(Extracted records)
____

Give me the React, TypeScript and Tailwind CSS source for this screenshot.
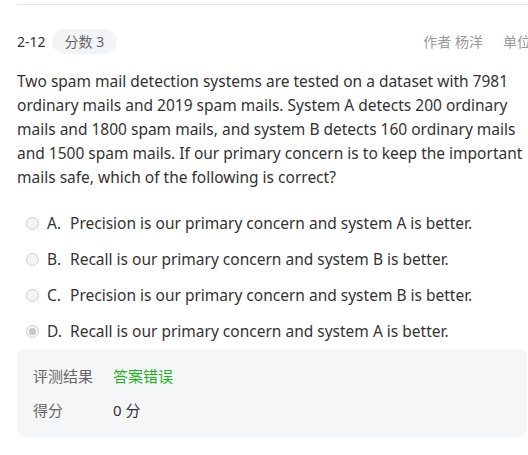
import React from "react";

const font = { fontFamily: '"Noto Sans", "Noto Sans CJK SC", sans-serif' };

function Radio({ checked }: { checked?: boolean }) {
  return (
    <span className="flex h-[13px] w-[13px] shrink-0 items-center justify-center rounded-full border border-[#d0d0d0] bg-[#f4f4f4]">
      {checked && <span className="h-[7px] w-[7px] rounded-full bg-[#c8c8c8]" />}
    </span>
  );
}

const options = [
  ["A.", "Precision is our primary concern and system A is better."],
  ["B.", "Recall is our primary concern and system B is better."],
  ["C.", "Precision is our primary concern and system B is better."],
  ["D.", "Recall is our primary concern and system A is better."],
];

export default function App() {
  return (
    <div className="h-[455px] w-[528px] overflow-hidden bg-white pl-[17px] text-[#333]" style={font}>
      <div className="mt-[4px] h-px w-[520px] bg-[#e6e6e6]" />
      <div className="mt-[24px] flex h-[25px] w-[514px] items-center">
        <span className="text-[14px] text-[#333]">2-12</span>
        <span className="ml-[6px] flex h-[25px] items-center rounded-full bg-[#f3f4f6] px-[13px] text-[14px] text-[#666]">
          分数 3
        </span>
        <div className="ml-auto flex items-center text-[14px] text-[#999]">
          <span>作者 杨洋</span>
          <span className="ml-[20px]">单位</span>
        </div>
      </div>
      <p className="mt-[15px] w-[510px] text-[15.5px] leading-[24px] text-[#333]">
        Two spam mail detection systems are tested on a dataset with 7981 ordinary mails and 2019 spam mails. System A
        detects 200 ordinary mails and 1800 spam mails, and system B detects 160 ordinary mails and 1500 spam mails. If
        our primary concern is to keep the important mails safe, which of the following is correct?
      </p>
      <div className="mt-[22px] flex flex-col gap-[12px] pl-[9px]">
        {options.map(([k, t], i) => (
          <div key={k} className="flex h-[24px] items-center text-[15.5px] leading-[24px] text-[#333]">
            <Radio checked={i === 3} />
            <span className="ml-[8px] w-[23px]">{k}</span>
            <span>{t}</span>
          </div>
        ))}
      </div>
      <div className="mt-[6px] flex h-[88px] w-[510px] flex-col justify-center gap-[10px] rounded-[8px] bg-[#f5f6f8] pl-[16px] text-[15px]">
        <div className="flex items-center leading-[24px]">
          <span className="w-[80px] text-[#666]">评测结果</span>
          <span className="text-[#1ab31a]">答案错误</span>
        </div>
        <div className="flex items-center leading-[24px]">
          <span className="w-[80px] text-[#666]">得分</span>
          <span className="text-[#333]">0 分</span>
        </div>
      </div>
    </div>
  );
}
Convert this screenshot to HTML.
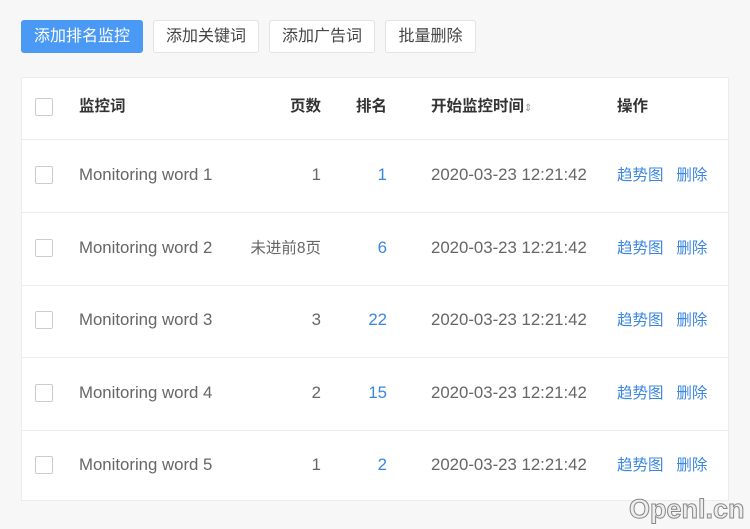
<html><head><style>
body{margin:0;width:750px;height:529px;background:#f7f7f7;font-family:"Liberation Sans","Noto Sans CJK SC",sans-serif;position:relative;overflow:hidden}
.btn{position:absolute;top:20px;height:33px;box-sizing:border-box;border:1px solid #e3e3e3;background:#fff;border-radius:3px;font-size:16px;color:#444;line-height:31px;text-align:center}
.tbl{position:absolute;left:21px;top:77px;width:708px;height:424px;background:#fff;border:1px solid #ececec;box-sizing:border-box}
.row{position:absolute;left:0;width:706px;border-bottom:1px solid #ececec;font-size:16.8px;color:#666}
.row span{position:absolute;line-height:20px;top:25px;white-space:nowrap}
.row span.c{font-size:15.5px;top:26px}
.cb{position:absolute;left:13px;width:18px;height:18px;box-sizing:border-box;border:1px solid #ccc;border-radius:2px;background:#fff;top:26px}
.h span{top:19px;color:#333;font-weight:bold;font-size:15.5px}
.blue{color:#3b86e0}
</style></head><body>
<div class="btn" style="left:21px;width:122px;background:#4a9af5;border-color:#4a9af5;color:#fff">添加排名监控</div>
<div class="btn" style="left:153px;width:106px">添加关键词</div>
<div class="btn" style="left:269px;width:106px">添加广告词</div>
<div class="btn" style="left:385px;width:91px">批量删除</div>
<div class="tbl">
<div class="row h" style="top:0;height:61px">
<div class="cb" style="top:20px"></div>
<span style="left:57px">监控词</span>
<span style="right:407px">页数</span>
<span style="right:341px">排名</span>
<span style="left:409px">开始监控时间<span style="position:static;font-size:10px;color:#999;font-weight:normal">⇕</span></span>
<span style="left:595px">操作</span>
</div>
<div class="row" style="top:62px;height:72px"><div class="cb"></div><span style="left:57px">Monitoring word 1</span><span style="right:407px">1</span><span class="blue" style="right:341px">1</span><span style="left:409px">2020-03-23 12:21:42</span><span class="blue c" style="left:595px">趋势图&nbsp;&nbsp;&nbsp;删除</span></div>
<div class="row" style="top:135px;height:72px"><div class="cb"></div><span style="left:57px">Monitoring word 2</span><span class="c" style="right:407px">未进前8页</span><span class="blue" style="right:341px">6</span><span style="left:409px">2020-03-23 12:21:42</span><span class="blue c" style="left:595px">趋势图&nbsp;&nbsp;&nbsp;删除</span></div>
<div class="row" style="top:207px;height:72px"><div class="cb"></div><span style="left:57px">Monitoring word 3</span><span style="right:407px">3</span><span class="blue" style="right:341px">22</span><span style="left:409px">2020-03-23 12:21:42</span><span class="blue c" style="left:595px">趋势图&nbsp;&nbsp;&nbsp;删除</span></div>
<div class="row" style="top:280px;height:72px"><div class="cb"></div><span style="left:57px">Monitoring word 4</span><span style="right:407px">2</span><span class="blue" style="right:341px">15</span><span style="left:409px">2020-03-23 12:21:42</span><span class="blue c" style="left:595px">趋势图&nbsp;&nbsp;&nbsp;删除</span></div>
<div class="row" style="top:352px;height:70px;border:none"><div class="cb"></div><span style="left:57px">Monitoring word 5</span><span style="right:407px">1</span><span class="blue" style="right:341px">2</span><span style="left:409px">2020-03-23 12:21:42</span><span class="blue c" style="left:595px">趋势图&nbsp;&nbsp;&nbsp;删除</span></div>
</div>
<div style="position:absolute;left:629px;top:494px;font-size:27px;color:#eee;-webkit-text-stroke:1px #888;font-weight:bold">Openl.cn</div>
</body></html>
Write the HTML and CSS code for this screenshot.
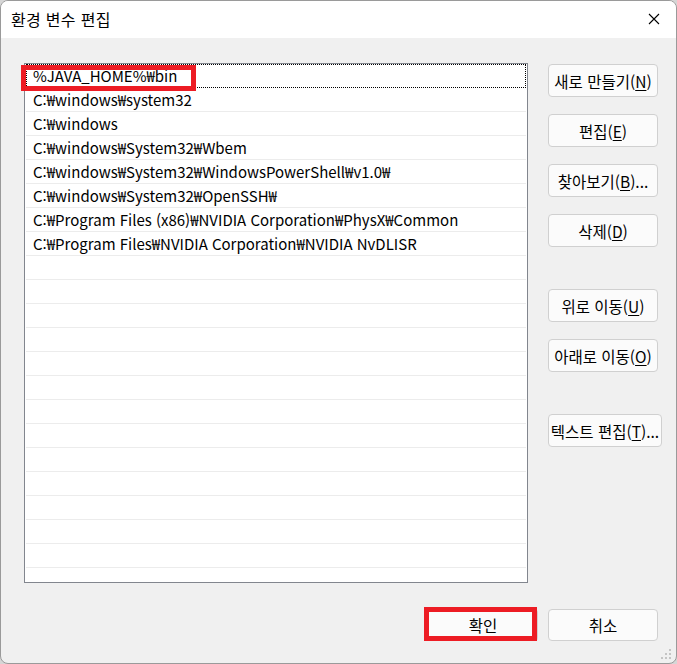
FILE: index.html
```html
<!DOCTYPE html>
<html lang="ko">
<head>
    <meta charset="UTF-8">
    <meta name="viewport" content="width=device-width, initial-scale=1.0">
    <title>환경 변수 편집</title>
    <link rel="stylesheet" href="styles.css">
</head>
<body>

<div class="window">
    <div class="titlebar">
        <span class="title">환경 변수 편집</span>
        <span class="close">
            <svg width="12" height="12" viewBox="0 0 12 12"><path d="M1 1L11 11M11 1L1 11" stroke="#000" stroke-width="1.1" fill="none"/></svg>
        </span>
    </div>

    <div class="content">
        <div class="main">
            <div class="list-wrap">
                <div class="list">
                    <div class="row focused">%JAVA_HOME%₩bin</div>
                    <div class="row">C:₩windows₩system32</div>
                    <div class="row">C:₩windows</div>
                    <div class="row">C:₩windows₩System32₩Wbem</div>
                    <div class="row">C:₩windows₩System32₩WindowsPowerShell₩v1.0₩</div>
                    <div class="row">C:₩windows₩System32₩OpenSSH₩</div>
                    <div class="row">C:₩Program Files (x86)₩NVIDIA Corporation₩PhysX₩Common</div>
                    <div class="row">C:₩Program Files₩NVIDIA Corporation₩NVIDIA NvDLISR</div>
                    <div class="row"></div>
                    <div class="row"></div>
                    <div class="row"></div>
                    <div class="row"></div>
                    <div class="row"></div>
                    <div class="row"></div>
                    <div class="row"></div>
                    <div class="row"></div>
                    <div class="row"></div>
                    <div class="row"></div>
                    <div class="row"></div>
                    <div class="row"></div>
                    <div class="row"></div>
                    <div class="row"></div>
                </div>
                <div class="mark mark-item"></div>
            </div>

            <div class="side">
                <button class="btn">새로 만들기(<u>N</u>)</button>
                <button class="btn">편집(<u>E</u>)</button>
                <button class="btn">찾아보기(<u>B</u>)...</button>
                <button class="btn">삭제(<u>D</u>)</button>
                <button class="btn group">위로 이동(<u>U</u>)</button>
                <button class="btn">아래로 이동(<u>O</u>)</button>
                <button class="btn group wide">텍스트 편집(<u>T</u>)...</button>
            </div>
        </div>

        <div class="footer">
            <div class="ok-wrap">
                <button class="btn default">확인</button>
                <div class="mark mark-ok"></div>
            </div>
            <button class="btn">취소</button>
        </div>
    </div>

    <div class="grip">
        <svg width="12" height="12" viewBox="0 0 12 12" fill="#c4c4c4">
            <rect x="8" y="0" width="2" height="2"/>
            <rect x="4" y="4" width="2" height="2"/>
            <rect x="8" y="4" width="2" height="2"/>
            <rect x="0" y="8" width="2" height="2"/>
            <rect x="4" y="8" width="2" height="2"/>
            <rect x="8" y="8" width="2" height="2"/>
        </svg>
    </div>
</div>

</body>
</html>
```

FILE: styles.css
```css
body {
    margin: 0;
    padding: 0;
    background-color: #d6d6d6;
    font-family: "Noto Sans CJK KR", "Noto Sans", sans-serif;
    font-size: 15px;
    color: #000;
}
.window {
    position: relative;
    width: 677px;
    height: 664px;
    box-sizing: border-box;
    border: 1px solid #9a9a9a;
    border-radius: 8px;
    background-color: #f0f0f0;
    overflow: hidden;
}
.titlebar {
    height: 37px;
    background-color: #fff;
    display: flex;
    align-items: center;
    justify-content: space-between;
    padding: 0 16px 0 10px;
}
.title {
    font-size: 16px;
    line-height: 20px;
    letter-spacing: 0.3px;
    margin-top: -1px;
}
.close {
    display: flex;
    margin-top: -1px;
}
.content {
    padding: 25px 18px 0 23px;
}
.main {
    display: flex;
    gap: 20px;
}
.list-wrap {
    position: relative;
    flex-shrink: 0;
}
.list {
    width: 504px;
    height: 520px;
    box-sizing: border-box;
    border: 1px solid #82868e;
    background-color: #fff;
    overflow: hidden;
    padding: 0 1px;
}
.row {
    height: 24px;
    box-sizing: border-box;
    border-bottom: 1px solid #ececec;
    padding-left: 7px;
    line-height: 23px;
    white-space: nowrap;
}
.focused {
    outline: 1px dotted #000;
    outline-offset: -1px;
    border-bottom-color: transparent;
}
.mark {
    position: absolute;
    border: 5px solid #ed1c24;
    pointer-events: none;
}
.mark-item {
    left: -3px;
    top: 2px;
    width: 165px;
    height: 16px;
}
.side {
    display: flex;
    flex-direction: column;
    align-items: flex-start;
    width: 110px;
    gap: 17px;
    padding-top: 1px;
}
.btn {
    width: 110px;
    height: 33px;
    box-sizing: border-box;
    border: 1px solid #d0d0d0;
    border-radius: 4px;
    background-color: #fbfbfb;
    font-family: "Noto Sans CJK KR", "Noto Sans", sans-serif;
    font-size: 15.5px;
    color: #000;
    padding: 0;
    white-space: nowrap;
    flex-shrink: 0;
}
.btn u {
    text-underline-offset: 2px;
}
.group {
    margin-top: 25px;
}
.wide {
    width: 114px;
}
.footer {
    display: flex;
    justify-content: flex-end;
    gap: 10px;
    margin-top: 26px;
}
.footer .btn {
    height: 32px;
}
.ok-wrap {
    position: relative;
}
.default {
    border-bottom: 2px solid #005fb8;
}
.mark-ok {
    left: -4px;
    top: -2px;
    width: 103px;
    height: 24px;
}
.grip {
    position: absolute;
    right: 3px;
    bottom: 2px;
    display: flex;
}
```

____

* _Given request_:
Extract all lines of the records above that include "React".

* _Solution_:
Give me the React, TypeScript and Tailwind CSS source for this screenshot.
import React from "react";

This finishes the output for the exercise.